10 de mai. de 2009


Traições tolerantes
- histórias de um tempo em que
tentávamos reciclar gentes e coisas -

II


Uma bondosa mulher. Medicina sua profissão, visitava o galpão de reciclagem todas as quartas-feiras no fim da tarde. Juiz de direito era seu companheiro, homem grisalho, sem sorrisos nos lábios e de face tensa, que nem sempre chegava com ela. Falando em inglês, brincava: “time to tea”. Beijava distraidamente cada um que encontrava. Lembro sempre de seu andar esbelto, olhos claros, discretos, mas sua pele denunciava seus mais de 50. Sempre carregava balas na bolsa, nos bolsos do jaleco, que ora vestia, ora estava no banco de traz do carro. Uma vez não consegui manobrá-lo para que um caminhão carregado de lixo pudesse irromper no pátio. Disparava alarmes em toda a tentativa de manobra feita. Ela trazia para nós roupas sempre muito boas. Mostrava-se sempre eclética nos diversos tipos de assuntos que eventualmente eram abordados. Falava de políticas públicas, de creches, escolas de qualidade para os filhos dos pobres. Falava de saúde pública, provocava-nos falando de traições nos relacionamentos afetivos, defendia publicamente os homossexuais e a possibilidade de uniões formais estabilizadas.
Frequentemente apareciam moradores de rua no galpão e com eles os problemas. Pirulito apareceu em julho, pleno inverno garoento, procurando trabalho. Com aparência de menino, não tinha 30 anos. Sorriso tímido que realçava a beleza do olhar. Comeu muito naquela noite. A comida sempre era muito abundante – arroz, feijão, algum pouco de molho sempre se encontrava -. Num canto do refeitório improvisado, dormiu sob montanhas de plástico mole e caixas de papelão. É muito difícil deixar de ser morador de rua. Deixa a rua, mas a sua cabeça continua na insegurança dela. Tem medo de tudo. É perceptível em coisas aparentemente simples: não consegue separar-se de sua faca, de seus parcos pertences, come tudo o que pode em cada refeição, não sabendo do destino que o espera para o outro dia.

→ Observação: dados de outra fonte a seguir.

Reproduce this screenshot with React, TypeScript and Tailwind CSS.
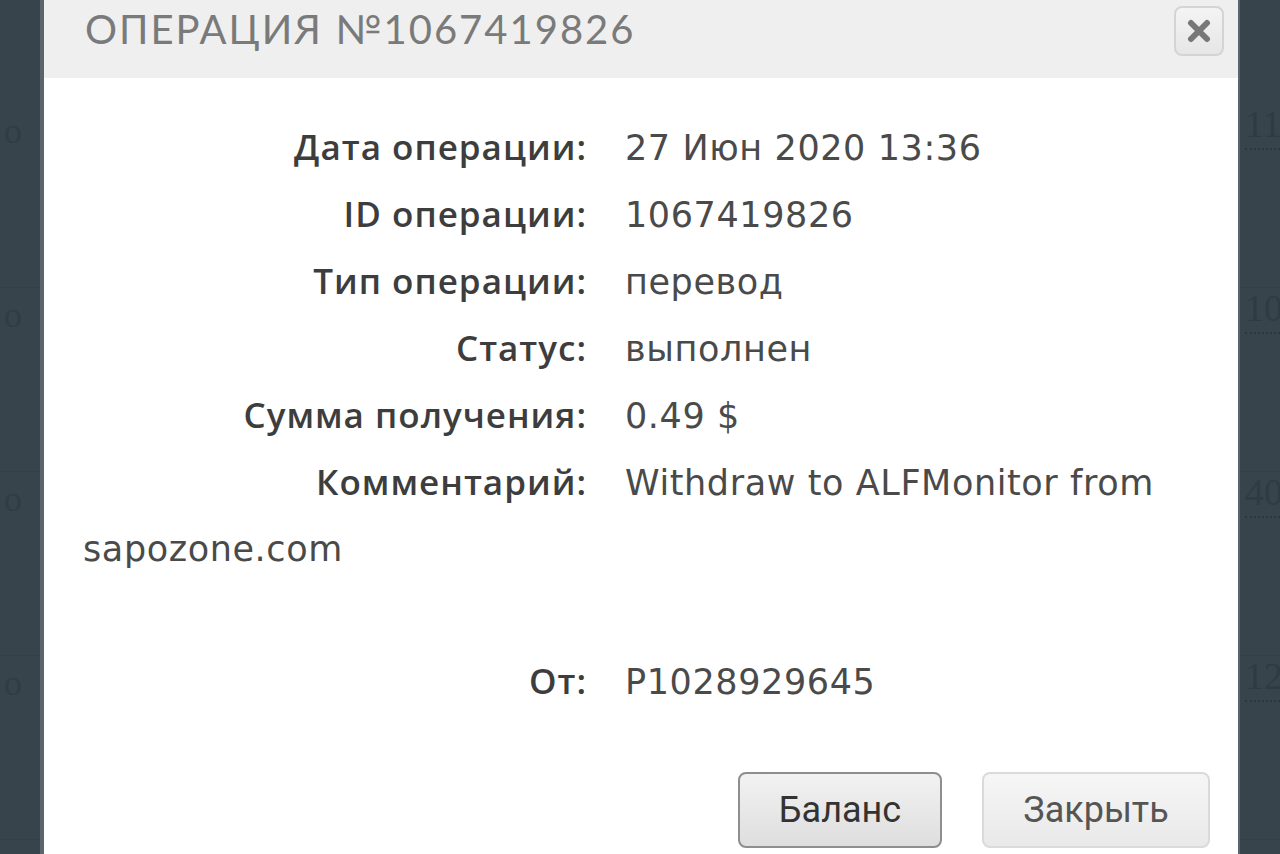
import React from 'react';

const rows: { label: string; value: string }[] = [
  { label: 'Дата операции:', value: '27 Июн 2020 13:36' },
  { label: 'ID операции:', value: '1067419826' },
  { label: 'Тип операции:', value: 'перевод' },
  { label: 'Статус:', value: 'выполнен' },
  { label: 'Сумма получения:', value: '0.49 $' },
];

const bgRows = ['114', '10', '40', '12'];

function CloseIcon() {
  return (
    <svg width="24" height="24" viewBox="0 0 24 24">
      <path d="M4 4 L20 20 M20 4 L4 20" stroke="#777" strokeWidth="6" strokeLinecap="round" />
    </svg>
  );
}

function Row({ label, children }: { label: string; children: React.ReactNode }) {
  return (
    <div>
      <span
        className="inline-block w-[504px] text-right text-[35px] font-semibold tracking-[1px] text-[#3d3d3d]"
        style={{ fontFamily: '"Open Sans", sans-serif' }}
      >
        {label}
      </span>
      <span className="ml-[38px]">{children}</span>
    </div>
  );
}

export default function App() {
  return (
    <div className="relative h-[854px] w-[1280px] overflow-hidden bg-[#37444c]">
      {/* page behind the overlay */}
      <div className="flex flex-col pt-[104px]" style={{ fontFamily: '"Liberation Serif", serif' }}>
        {bgRows.map((n, i) => (
          <div key={i} className="flex h-[184px] items-start justify-between border-b border-[#34414a] pl-1">
            <span className="text-[36px] text-[#313c43]">o</span>
            <span className="w-[35px] overflow-hidden whitespace-nowrap border-b-2 border-dotted border-[#2c363c] pb-1 text-[38px] leading-[40px] text-[#303b41]">
              {n}
            </span>
          </div>
        ))}
      </div>

      {/* modal */}
      <div className="absolute left-[40px] top-0 flex h-[854px] w-[1200px] flex-col border-l-4 border-r-2 border-[#5b666c] bg-white">
        <div className="flex h-[78px] items-start justify-between bg-[#efefef] pl-[41px] pr-[14px]">
          <h2
            className="mt-[5px] text-[40px] leading-[48px] tracking-[2px] text-[#7a7a7a]"
            style={{ fontFamily: 'Lato, sans-serif' }}
          >
            ОПЕРАЦИЯ №1067419826
          </h2>
          <button className="mt-[6px] flex h-[50px] w-[50px] items-center justify-center rounded-[8px] border-2 border-[#d4d4d4] bg-gradient-to-b from-[#f4f4f4] to-[#e6e6e6]">
            <CloseIcon />
          </button>
        </div>

        <div
          className="pl-[39px] pr-[40px] pt-[36px] text-[35px] leading-[66px] tracking-[0.6px] text-[#4a4a4a]"
          style={{ fontFamily: '"DejaVu Sans", sans-serif' }}
        >
          {rows.map((r) => (
            <Row key={r.label} label={r.label}>
              {r.value}
            </Row>
          ))}
          <Row label="Комментарий:">Withdraw to ALFMonitor from sapozone.com</Row>
          <div className="h-[66px]" />
          <Row label="От:">P1028929645</Row>
        </div>

        <div className="mt-[57px] flex justify-end gap-[40px] pr-[28px]" style={{ fontFamily: 'Roboto, sans-serif' }}>
          <button className="h-[76px] w-[204px] rounded-[8px] border-2 border-[#8e8e8e] bg-gradient-to-b from-[#f2f2f2] to-[#dedede] text-[36px] text-[#333]">
            Баланс
          </button>
          <button className="h-[76px] w-[228px] rounded-[8px] border-2 border-[#dadada] bg-gradient-to-b from-[#f6f6f6] to-[#e9e9e9] text-[36px] text-[#555]">
            Закрыть
          </button>
        </div>
      </div>
    </div>
  );
}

A bondosa e elegante mulher nunca escondeu a sua afeição por Pirulito . No galpão brincávamos: “ela gosta de balas e pirulitos”. Pirulito se fazia charmoso e discreto. Acordava às 5 da manhã, fazia halterofilismo com uma barra de ferro, nas pontas tinha latas usadas de tinta, cheia de concreto. Cada levantada era motivo para um gemido dolorido. Banho tomado, barba feita, depois do café, ou melhor; comia tudo que sobrava da janta com o café; saía Pirulito, feliz com seu carrinho na direção ao centro da cidade. Era forte. Às quintas-feiras, saía depois das 17 horas, mais bonito do que nunca , voltando lá pelas 6 da manhã do outro dia. Nas sextas, recebia a partilha e sumia. Voltava no domingo, sempre depois da meia noite, de banho tomado, e cheiroso como sempre. Surpreendia a todos o capricho da roupa simples que usava. Sempre bem passada, e combinando. Muitas noites o encontrei recendendo fragrâncias maravilhosas que dizia sempre, ser de procedência francesa, e jurava de pé junto que encontrava no lixo.

Numa tarde chata de domingo no Shopping ao estacionar o carro, enxerguei o juiz dentro de seu elegante automóvel. Abanou-me gentilmente num convite para que fosse ao seu encontro. Assistia um filme italiano em DVD portátil, com moderníssima tela de cristal liquido. “Enquanto elas compram, a gente se diverte como pode”, falou-me sorridente.
Em um daqueles recantos do shopping center, ao som de um pianista escabelado, estava o Pirulito namorando. Tomado por um misto de admiração e susto, discretamente disfarcei e me movimentei em direção a livraria próxima, olhei computadores, sapatos, tomei café... E tomado por uma curiosidade inquieta voltei, e através da vitrine vi que lá continuavam, como que encantados um pelo outro. Entrei na primeira sala de cinema que encontrei. Foi a sessão mais longa que assisti em toda a minha vida. Tomara que ao escrever esta memória, como numa psicanalise, se afaste de mim aquela imagem que me persegue, esgotando-me na tentativa de compreender a vida, os amores e suas mais diversas formas de manifestações.
Na quarta-feira, como sempre, a médica sorridente e jovial, distribuía beijos e balas aos trabalhadores, e falando "time to tea" convidou-nos para o chá, enquanto Pirulito muito suado e sujo, aparecia carregado de coisas que a cidade acabava de descartar. Após descarregar o carrinho, sumiu para reaparecer poucos minutos depois, de banho tomado e cheiroso como sempre. A nossa frente, ao vê-lo, desembrulhava um discreto sorriso.